=== To be done ===
Show all lines holding "React".

=== Supplied material ===
.....

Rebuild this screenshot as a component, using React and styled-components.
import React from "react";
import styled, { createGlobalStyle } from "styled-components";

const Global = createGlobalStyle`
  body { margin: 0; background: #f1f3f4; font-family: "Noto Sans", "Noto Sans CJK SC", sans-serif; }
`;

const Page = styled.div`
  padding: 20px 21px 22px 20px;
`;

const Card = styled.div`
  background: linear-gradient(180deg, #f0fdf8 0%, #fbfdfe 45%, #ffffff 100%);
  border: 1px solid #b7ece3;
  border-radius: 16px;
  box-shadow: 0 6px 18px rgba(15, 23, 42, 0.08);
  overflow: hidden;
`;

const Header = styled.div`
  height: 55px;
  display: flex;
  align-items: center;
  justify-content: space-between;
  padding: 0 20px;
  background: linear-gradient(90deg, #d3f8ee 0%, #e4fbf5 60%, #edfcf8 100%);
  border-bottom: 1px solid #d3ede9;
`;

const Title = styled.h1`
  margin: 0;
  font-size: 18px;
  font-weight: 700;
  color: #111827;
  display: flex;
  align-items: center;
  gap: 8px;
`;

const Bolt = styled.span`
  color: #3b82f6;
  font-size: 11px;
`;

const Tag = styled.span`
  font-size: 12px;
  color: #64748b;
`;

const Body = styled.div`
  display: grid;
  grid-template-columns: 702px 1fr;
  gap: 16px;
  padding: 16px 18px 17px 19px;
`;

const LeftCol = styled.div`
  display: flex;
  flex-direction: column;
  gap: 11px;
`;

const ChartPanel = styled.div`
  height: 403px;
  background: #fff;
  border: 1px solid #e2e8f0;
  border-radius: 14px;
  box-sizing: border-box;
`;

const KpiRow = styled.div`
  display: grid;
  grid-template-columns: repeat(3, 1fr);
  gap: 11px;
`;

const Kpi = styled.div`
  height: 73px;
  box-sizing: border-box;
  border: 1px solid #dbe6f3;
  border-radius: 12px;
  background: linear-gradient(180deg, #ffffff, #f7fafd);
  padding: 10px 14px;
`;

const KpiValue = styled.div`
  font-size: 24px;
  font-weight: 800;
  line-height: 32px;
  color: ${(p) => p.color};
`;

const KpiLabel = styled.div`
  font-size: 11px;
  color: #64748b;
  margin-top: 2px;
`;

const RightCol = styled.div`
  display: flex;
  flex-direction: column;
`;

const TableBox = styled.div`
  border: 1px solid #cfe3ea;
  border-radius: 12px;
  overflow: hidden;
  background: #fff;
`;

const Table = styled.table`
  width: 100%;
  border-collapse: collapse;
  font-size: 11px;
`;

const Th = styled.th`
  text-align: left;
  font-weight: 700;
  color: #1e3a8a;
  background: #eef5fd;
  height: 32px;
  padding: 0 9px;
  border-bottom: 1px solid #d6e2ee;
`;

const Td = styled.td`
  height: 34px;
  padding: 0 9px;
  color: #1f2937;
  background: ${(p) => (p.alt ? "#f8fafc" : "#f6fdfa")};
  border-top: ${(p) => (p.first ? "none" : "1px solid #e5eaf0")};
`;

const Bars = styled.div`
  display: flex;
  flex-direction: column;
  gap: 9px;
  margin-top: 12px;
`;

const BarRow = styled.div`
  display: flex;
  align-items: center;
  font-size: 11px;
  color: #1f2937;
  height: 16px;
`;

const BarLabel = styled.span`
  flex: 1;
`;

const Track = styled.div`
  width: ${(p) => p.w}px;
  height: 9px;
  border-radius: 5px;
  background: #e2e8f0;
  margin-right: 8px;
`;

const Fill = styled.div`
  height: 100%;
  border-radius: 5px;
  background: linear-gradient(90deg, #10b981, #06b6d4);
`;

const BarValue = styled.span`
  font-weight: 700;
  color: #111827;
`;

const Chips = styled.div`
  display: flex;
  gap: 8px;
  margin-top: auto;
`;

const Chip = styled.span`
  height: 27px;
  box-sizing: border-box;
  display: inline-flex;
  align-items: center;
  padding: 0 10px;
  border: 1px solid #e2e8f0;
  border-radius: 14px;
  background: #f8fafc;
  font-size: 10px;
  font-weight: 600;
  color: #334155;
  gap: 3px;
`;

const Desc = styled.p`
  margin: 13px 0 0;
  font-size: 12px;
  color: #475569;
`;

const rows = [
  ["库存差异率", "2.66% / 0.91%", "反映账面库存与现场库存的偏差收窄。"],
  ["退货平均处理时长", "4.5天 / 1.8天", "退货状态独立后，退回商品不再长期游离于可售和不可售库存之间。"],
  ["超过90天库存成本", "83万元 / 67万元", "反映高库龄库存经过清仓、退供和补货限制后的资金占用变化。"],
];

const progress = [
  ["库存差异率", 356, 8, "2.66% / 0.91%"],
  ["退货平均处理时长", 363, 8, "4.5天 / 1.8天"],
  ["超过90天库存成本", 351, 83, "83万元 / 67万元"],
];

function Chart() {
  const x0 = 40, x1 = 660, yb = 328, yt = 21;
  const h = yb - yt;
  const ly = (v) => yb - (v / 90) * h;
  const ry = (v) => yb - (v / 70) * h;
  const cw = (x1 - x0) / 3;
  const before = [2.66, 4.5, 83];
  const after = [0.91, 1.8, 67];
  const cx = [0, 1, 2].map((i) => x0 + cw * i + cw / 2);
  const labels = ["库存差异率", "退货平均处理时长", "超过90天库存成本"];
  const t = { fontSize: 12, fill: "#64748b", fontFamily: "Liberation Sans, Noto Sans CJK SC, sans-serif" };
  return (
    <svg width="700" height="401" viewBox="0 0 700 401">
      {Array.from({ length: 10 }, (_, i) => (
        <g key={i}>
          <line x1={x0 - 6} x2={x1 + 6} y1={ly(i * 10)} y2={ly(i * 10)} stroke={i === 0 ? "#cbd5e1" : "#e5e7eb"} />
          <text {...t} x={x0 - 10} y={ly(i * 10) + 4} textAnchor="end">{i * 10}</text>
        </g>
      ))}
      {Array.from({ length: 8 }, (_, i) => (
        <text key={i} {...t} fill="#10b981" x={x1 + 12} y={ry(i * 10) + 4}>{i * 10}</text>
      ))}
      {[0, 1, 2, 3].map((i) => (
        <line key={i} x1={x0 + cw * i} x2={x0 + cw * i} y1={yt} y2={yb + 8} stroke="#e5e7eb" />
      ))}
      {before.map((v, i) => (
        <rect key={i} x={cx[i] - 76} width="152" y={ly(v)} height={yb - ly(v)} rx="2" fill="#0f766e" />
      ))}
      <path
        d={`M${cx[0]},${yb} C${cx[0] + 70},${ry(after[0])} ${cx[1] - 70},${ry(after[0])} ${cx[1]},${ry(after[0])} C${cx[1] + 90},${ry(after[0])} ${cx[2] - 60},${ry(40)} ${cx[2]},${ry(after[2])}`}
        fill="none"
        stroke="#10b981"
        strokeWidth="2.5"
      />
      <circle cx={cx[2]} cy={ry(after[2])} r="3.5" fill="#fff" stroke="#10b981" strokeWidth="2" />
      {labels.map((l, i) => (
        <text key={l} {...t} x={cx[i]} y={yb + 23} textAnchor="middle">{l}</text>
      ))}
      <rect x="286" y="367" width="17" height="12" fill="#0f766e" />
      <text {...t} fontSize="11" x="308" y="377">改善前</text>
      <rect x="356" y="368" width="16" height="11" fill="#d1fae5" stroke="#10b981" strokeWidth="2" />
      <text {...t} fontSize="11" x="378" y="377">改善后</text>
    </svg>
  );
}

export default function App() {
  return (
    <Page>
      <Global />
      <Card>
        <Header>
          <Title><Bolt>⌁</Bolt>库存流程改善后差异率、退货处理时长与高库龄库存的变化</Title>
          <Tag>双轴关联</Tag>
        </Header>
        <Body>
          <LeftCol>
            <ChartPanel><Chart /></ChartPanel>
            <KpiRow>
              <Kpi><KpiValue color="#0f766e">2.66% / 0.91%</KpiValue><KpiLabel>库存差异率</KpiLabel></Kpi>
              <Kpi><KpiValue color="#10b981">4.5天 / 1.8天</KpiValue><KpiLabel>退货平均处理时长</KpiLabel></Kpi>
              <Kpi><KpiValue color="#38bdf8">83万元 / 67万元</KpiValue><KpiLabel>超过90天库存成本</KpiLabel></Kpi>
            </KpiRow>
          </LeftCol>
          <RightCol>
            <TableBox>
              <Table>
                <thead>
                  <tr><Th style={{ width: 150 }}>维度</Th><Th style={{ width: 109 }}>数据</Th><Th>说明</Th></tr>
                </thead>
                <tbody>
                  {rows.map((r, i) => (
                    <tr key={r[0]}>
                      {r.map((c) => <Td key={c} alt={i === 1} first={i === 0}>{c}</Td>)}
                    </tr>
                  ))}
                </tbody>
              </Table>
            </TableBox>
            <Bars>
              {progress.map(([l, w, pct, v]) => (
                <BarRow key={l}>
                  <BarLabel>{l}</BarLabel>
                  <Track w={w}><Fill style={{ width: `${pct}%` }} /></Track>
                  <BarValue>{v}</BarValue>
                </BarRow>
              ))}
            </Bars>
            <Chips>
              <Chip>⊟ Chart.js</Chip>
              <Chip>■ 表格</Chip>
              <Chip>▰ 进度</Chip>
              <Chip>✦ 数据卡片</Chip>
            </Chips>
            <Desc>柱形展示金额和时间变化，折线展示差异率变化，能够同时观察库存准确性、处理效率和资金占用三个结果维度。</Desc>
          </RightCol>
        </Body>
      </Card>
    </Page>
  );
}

.....

=== Full response ===
Rebuild this screenshot as a component, using React and styled-components.
import React from "react";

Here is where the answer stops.